Thursday, January 21, 2010

New Tools for the Firefighters’ Skill Toolbox

Positive Pressure Attack – many departments have used this strategy for years while others have not. It involves directing a high velocity air flow at the entrance to a building involved in fire to facilitate initial fire attack. It’s a technique that dramatically improves visibility and cools the temperatures in a house fire which would enhance the chances of survival of any trapped residents and help firefighters locate them more quickly. That’s why Hillsboro Fire and Rescue trained on the technique this week at a make-shift burn house at the Washington County Fairgrounds. The instructors for this week’s training were veteran battalion chiefs formerly from Salt Lake City Fire Department. Chief Kriss Garcia is now the Fire Chief at American Fork Fire & Rescue in Utah and Reinhard Kauffmann is now retired.

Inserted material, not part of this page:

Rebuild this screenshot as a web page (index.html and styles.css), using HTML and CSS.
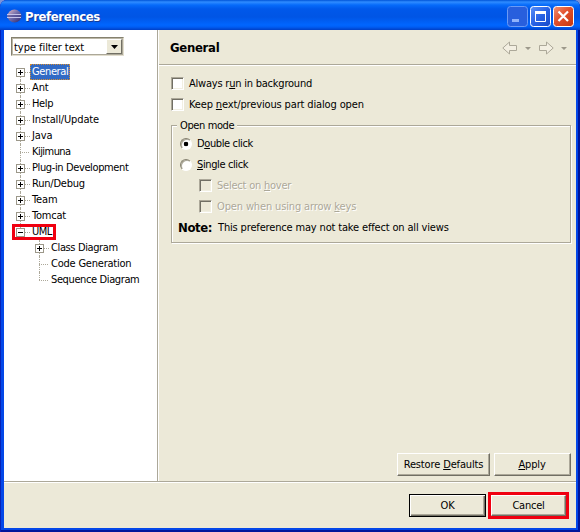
FILE: index.html
```html
<!DOCTYPE html>
<html lang="en">
<head>
<meta charset="utf-8">
<title>Preferences</title>
<link rel="stylesheet" href="styles.css">
</head>
<body>
<div class="window">
  <header class="titlebar">
    <svg class="logo" width="15" height="14" viewBox="0 0 15 14"><defs><linearGradient id="g" x2="1" y2="1"><stop offset="0" stop-color="#e4b9c0"/><stop offset=".45" stop-color="#736fac"/><stop offset="1" stop-color="#29256d"/></linearGradient></defs><ellipse cx="7.5" cy="7" rx="7" ry="6.5" fill="url(#g)"/><path d="M0 5.5H14M0 8.5H14" stroke="#c5c3ea"/><path d="M1 7H14" stroke="#4b478d"/></svg>
    <h1>Preferences</h1>
    <div class="controls">
      <svg class="min" width="21" height="21" viewBox="0 0 21 21"><rect x=".5" y=".5" width="20" height="20" rx="3" fill="#285fdd" stroke="#6b9af5"/><path d="M5 14.5H12" stroke="#8fb2fb" stroke-width="3"/></svg>
      <svg width="21" height="21" viewBox="0 0 21 21"><defs><linearGradient id="b" x2="1" y2="1"><stop offset="0" stop-color="#5b91f7"/><stop offset=".5" stop-color="#2862e5"/><stop offset="1" stop-color="#1749c8"/></linearGradient></defs><rect x=".5" y=".5" width="20" height="20" rx="3" fill="url(#b)" stroke="#fff"/><path d="M5.5 6V15.5H15.5V6" fill="none" stroke="#fff"/><path d="M5 6.5H16" stroke="#fff" stroke-width="3"/></svg>
      <svg width="21" height="21" viewBox="0 0 21 21"><defs><linearGradient id="r" x2="1" y2="1"><stop offset="0" stop-color="#f09376"/><stop offset=".45" stop-color="#e2502c"/><stop offset="1" stop-color="#c4360e"/></linearGradient></defs><rect x=".5" y=".5" width="20" height="20" rx="3" fill="url(#r)" stroke="#fff"/><path d="M5.5 5.5L15 15M15 5.5L5.5 15" stroke="#fff" stroke-width="2.2"/></svg>
    </div>
  </header>
  <div class="main">
    <aside class="sidebar">
      <div class="combo"><span class="t filter">type filter text</span><span class="drop"><svg width="7" height="4" viewBox="0 0 7 4"><path d="M0 0H7L3.5 4Z"/></svg></span></div>
      <ul class="tree">
        <li class="row"><i class="box plus"></i><span class="t tight selected">General</span></li>
        <li class="row"><i class="box plus"></i><span class="t">Ant</span></li>
        <li class="row"><i class="box plus"></i><span class="t tight">Help</span></li>
        <li class="row"><i class="box plus"></i><span class="t">Install/Update</span></li>
        <li class="row"><i class="box plus"></i><span class="t">Java</span></li>
        <li class="row"><i class="leaf"></i><span class="t tighter">Kijimuna</span></li>
        <li class="row"><i class="box plus"></i><span class="t tight">Plug-in Development</span></li>
        <li class="row"><i class="box plus"></i><span class="t snug">Run/Debug</span></li>
        <li class="row"><i class="box plus"></i><span class="t">Team</span></li>
        <li class="row"><i class="box plus"></i><span class="t snug">Tomcat</span></li>
        <li class="row uml"><i class="box"></i><span class="t tighter">UML</span></li>
        <li class="row child"><i class="box plus"></i><span class="t tight">Class Diagram</span></li>
        <li class="row child"><i class="leaf"></i><span class="t snug">Code Generation</span></li>
        <li class="row child last"><i class="leaf"></i><span class="t tight">Sequence Diagram</span></li>
      </ul>
    </aside>
    <section class="page">
      <div class="head"><h2>General</h2>
        <svg width="66" height="14" viewBox="0 0 66 14"><g fill="#f3efe2" stroke="#aca899"><path d="M.8 7L7.5 1V4.500H14.500V9.500H7.500V13Z"/><path d="M51.200 7L44.500 1V4.500H37.500V9.500H44.500V13Z"/></g><path d="M23 6H29L26 9ZM59 6H65L62 9Z" fill="#9d998b"/></svg>
      </div>
      <div class="content">
        <div class="option"><i class="check"></i><span class="t snug">Always r<u>u</u>n in background</span></div>
        <div class="option"><i class="check"></i><span class="t">Keep <u>n</u>ext/previous part dialog open</span></div>
        <div class="group">
          <span class="t tight legend">Open mode</span>
          <div class="option"><i class="radio on"></i><span class="t tight">D<u>o</u>uble click</span></div>
          <div class="option"><i class="radio"></i><span class="t tight"><u>S</u>ingle click</span></div>
          <div class="option off"><i class="check"></i><span class="t snug">Select on <u>h</u>over</span></div>
          <div class="option off"><i class="check"></i><span class="t">Open when using arrow <u>k</u>eys</span></div>
          <div class="note"><b>Note:</b><span class="t">This preference may not take effect on all views</span></div>
        </div>
      </div>
      <div class="actions"><button class="wide"><span class="t">Restore <u>D</u>efaults</span></button><button><span class="t">&#8202;<u>A</u>pply&#8201;</span></button></div>
    </section>
  </div>
  <footer class="footer"><button class="ok"><span class="t">OK</span></button><div class="mark"><button><span class="t snug">Cancel</span></button></div></footer>
</div>
</body>
</html>
```
FILE: styles.css
```css
*, *::before, *::after { box-sizing: border-box; }
body { margin: 0; background: #7b93d9; font: 11px/16px "DejaVu Sans Condensed", "DejaVu Sans", sans-serif; font-stretch: condensed; color: #000; }
h1, h2, ul { margin: 0; padding: 0; list-style: none; }
i { display: block; flex: none; }
u { text-decoration: underline; text-underline-offset: 1px; text-decoration-thickness: 1px; text-decoration-skip-ink: none; }
.t { white-space: nowrap; letter-spacing: -0.14px; }
.snug { letter-spacing: -0.22px; }
.tight { letter-spacing: -0.38px; }
.tighter { letter-spacing: -0.55px; }
.window { width: 580px; height: 532px; display: flex; flex-direction: column; padding: 0 4px 4px; border-radius: 7px 7px 0 0; background: #0447e8; box-shadow: inset 1px 0 #0722b8, inset -2px -2px #00169b; overflow: hidden; }
.titlebar { height: 30px; flex: none; margin: 0 -4px; padding: 3px 6px 0 7px; display: flex; align-items: center; background: linear-gradient(#0054d8 0, #2f8cff 2px, #066bfa 5px, #0058ea 9px, #0055e5 17px, #0066ff 25px, #005df4 27px, #003fc5 30px); }
.titlebar h1 { margin-left: 3px; font: bold 13px/18px "DejaVu Sans Condensed", sans-serif; letter-spacing: -0.4px; color: #fff; text-shadow: 1px 1px #153a94; }
.logo { margin-top: -1px; }
.controls { margin-left: auto; display: flex; gap: 2px; }
.main { height: 451px; flex: none; display: flex; }
.sidebar { width: 154px; flex: none; padding: 7px 0 0 7px; background: #fff; border-right: 1px solid #aca899; }
.combo { width: 113px; height: 19px; display: flex; border: 1px solid; border-color: #85816f #e2decf #e2decf #85816f; box-shadow: inset 1px 1px #bbb7a7, inset -1px -1px #aca899; padding: 1px; }
.filter { flex: 1; line-height: 17px; padding-left: 1px; letter-spacing: -0.05px; }
.drop { width: 16px; height: 15px; background: #ece9d8; border: 1px solid; border-color: #fff #716f64 #716f64 #fff; display: flex; align-items: center; justify-content: center; }
.tree { margin: 8px 0 0 5px; }
.row { position: relative; height: 16px; display: flex; align-items: center; }
.row::before { content: ""; position: absolute; left: 4px; top: 0; bottom: 0; border-left: 1px dotted #aca899; }
.row:first-child::before { top: 8px; }
.uml::before, .last::before { bottom: 8px; }
.row .t { margin-left: 5px; padding: 0 2px; }
.row i { position: relative; }
.box { width: 9px; height: 9px; border: 1px solid #9c988a; background: linear-gradient(#000, #000) center/5px 1px no-repeat #fff; }
.plus { background: linear-gradient(#000, #000) center/5px 1px no-repeat, linear-gradient(#000, #000) center/1px 5px no-repeat, #fff; }
.box::after { content: ""; position: absolute; left: 8px; top: 3px; width: 5px; border-top: 1px dotted #aca899; }
.leaf { width: 9px; height: 1px; }
.leaf::after { content: ""; position: absolute; left: 4px; top: 0; width: 9px; border-top: 1px dotted #aca899; }
.row .selected { height: 16px; background: #316ac5; color: #fff; outline: 1px dotted #d58c32; outline-offset: -1px; }
.child { margin-left: 19px; }
.uml::after { content: ""; position: absolute; left: -4px; top: 0; width: 44px; height: 16px; border: 3px solid #f00010; }
.page { flex: 1; display: flex; flex-direction: column; background: #ece9d8; border-left: 1px solid #fff; }
.head { height: 36px; flex: none; display: flex; align-items: center; justify-content: space-between; padding: 1px 8px 0 11px; border-bottom: 1px solid #fff; box-shadow: inset 0 -1px #aca899; }
.head h2 { font: bold 13px/18px "DejaVu Sans Condensed", sans-serif; letter-spacing: -0.3px; }
.content { padding: 7px 5px 0 12px; }
.option { height: 21px; display: flex; align-items: center; gap: 5px; }
.check { width: 13px; height: 13px; background: #fff; border: 1px solid; border-color: #aca899 #fff #fff #aca899; box-shadow: inset 1px 1px #716f64, inset -1px -1px #f1efe2; }
.radio { width: 12px; height: 12px; border-radius: 50%; background: #fff; border: 1px solid; border-color: #85816f #fff #fff #85816f; box-shadow: inset 1px 1px #aca899; }
.radio.on { background: radial-gradient(circle at 50% 50%, #000 0 2px, #fff 2.6px); }
.group { position: relative; width: 400px; height: 118px; margin-top: 10px; padding: 7px 0 0 8px; border: 1px solid #aca899; box-shadow: 1px 1px #fff, inset 1px 1px #fff; }
.legend { position: absolute; left: 5px; top: -8px; padding: 0 3px; background: #ece9d8; }
.off { padding-left: 19px; color: #aca899; text-shadow: 1px 1px #fff; }
.off .check { background: #ece9d8; }
.note { display: flex; align-items: center; gap: 6px; height: 22px; margin-left: -2px; }
.note b { font-size: 13px; letter-spacing: -0.4px; }
.note .t { letter-spacing: -0.16px; }
button { width: 77px; height: 23px; padding: 0; font: inherit; background: #ece9d8; border: 1px solid; border-color: #fff #716f64 #716f64 #fff; box-shadow: inset -1px -1px #aca899; line-height: 16px; }
.actions { margin-top: auto; padding: 0 5px 5px 0; display: flex; justify-content: flex-end; gap: 4px; }
.actions .wide { width: 93px; }
.footer { flex: 1; display: flex; align-items: flex-start; justify-content: flex-end; gap: 2px; background: #ece9d8; border-top: 1px solid #aca899; box-shadow: inset 0 1px #fff; padding: 10px 7px 0 0; }
.ok { margin-top: 2px; border-color: #000; box-shadow: inset 1px 1px #fff, inset -1px -1px #716f64, inset -2px -2px #aca899; }
.mark { width: 81px; height: 27px; border: 3px solid #f00010; display: flex; }
.mark button { width: 75px; height: 21px; }
```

The trainers build fires from wooden pallets and hay one at a time in each of the rooms and crews rotate through these evolutions until all had the experience of conducting the initial attack on the fire. Crews monitor the temperatures in the rooms using a Thermal Imaging Camera and report the difference in the conditions inside. Using the positive pressure ventilation in coordination with the initial fire attack allows firefighters to wait a few moments to ensure conditions are improving, enter and find the seat of the fire more quickly, and operate in much cooler temperatures than when attacking a fire without the ventilation.

There are, of course, certain conditions when this tactic is not to be used. Chiefs Garcia and Kauffmann outlined those circumstances clearly in a classroom portion of this drill prior to the live fire evolutions.